You will see that SLAM was much more kind to captain Pacer while Zach Lowe (who did the SI Point Forward 100 by his lonesome) really hosed Granger somewhat inexcusably. Danny has fallen off a little since his career year in 2008-09, sure, but dude was great this year in the postseason while leading a spunky, overmatched Pacers team during the franchise’s first five playoff games since 2006. Within a horrid offense, he posted 21.6 points, 5.6 boards and 3.2 assists per game while shooting 47.8% on his way to a 22.0 PER. That has to count for something.

Lowe was more charitable to George Hill, however, ranking him 73rd overall — significantly better than his 91 in NBA Rank and mere honorable mention from CBS. (Kawhi Leonard, the soon-to-be-NBA-rookie that Indiana traded to the Spurs for Hill was ranked 296th, by the way.) Roy Hibbert made all three top-100 lists while Darren Collison slipped in at 94 on just one (ESPN Rank.)

The rest of the players’ spots on NBA Rank are below.

Sources: ESPN NBA Rank | SI Point Forward 100 | SLAM 50 | CBS Eye on Basketball 100  

My partner in crime Tim Donahue took the NBA Rank results a little further.

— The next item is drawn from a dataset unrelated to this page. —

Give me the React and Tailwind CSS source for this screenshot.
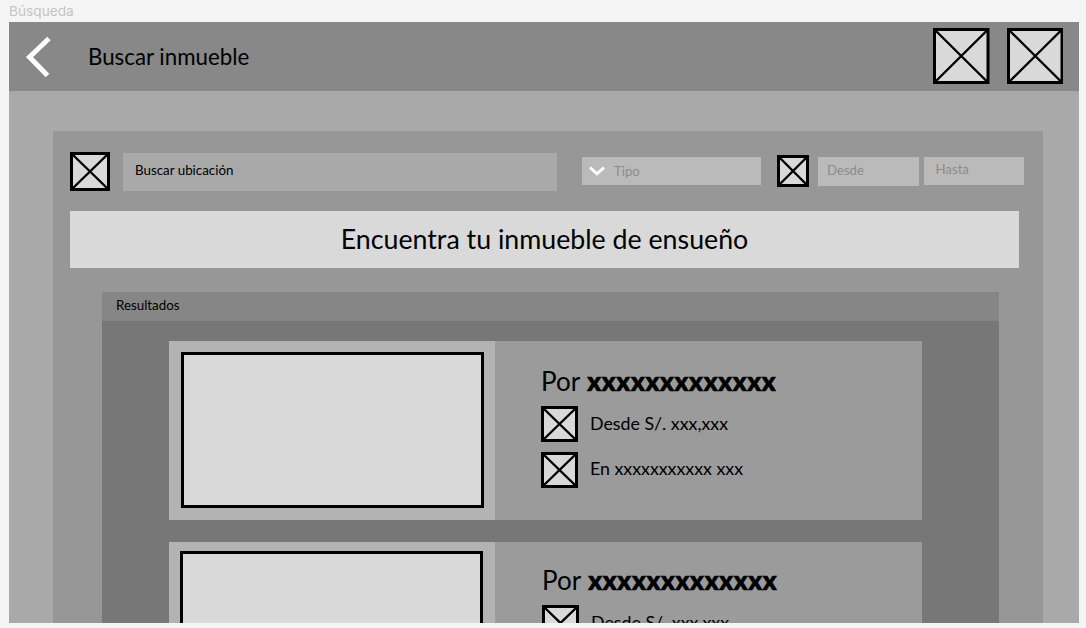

Me and him have both long proclaimed that the NBA is uber-top heavy compared to other leagues and that this is the main reason the association has much less parity than the NFL and MLB. There are only so many LeBrons, Kobes, Wades and Dwights to go around. And if you don’t have a historically great player like them, you probably will not be winning any titles. It’s possible; ask the 2004 Pistons. But it’s really, really hard; ask the 90s Pacers.

Tim crafted a few chart that illustrative the league’s top-heaviness rather dramatically.

Again, with NBA Rank, each of the 91 experts assigned each player with a whole number rating on a 1-to-10 scale. When there were all averaged together, no player got a 100 ranking (roughly 8 people gave LeBron a 9 rather than a 10), and no player got a zero (enough people have actually heard of 500th-ranked Lavoy Allen to give him a positive rating).

LeBron finished with a 9.91. Lavoy had a 1.22. Everyone else is in the middle.

When you graph out all the point totals, here is what it looks like.

I’m not a mathematician, but that’s a rather steep climb after you get to the top 50. And it becomes even greater when you hit the top 10.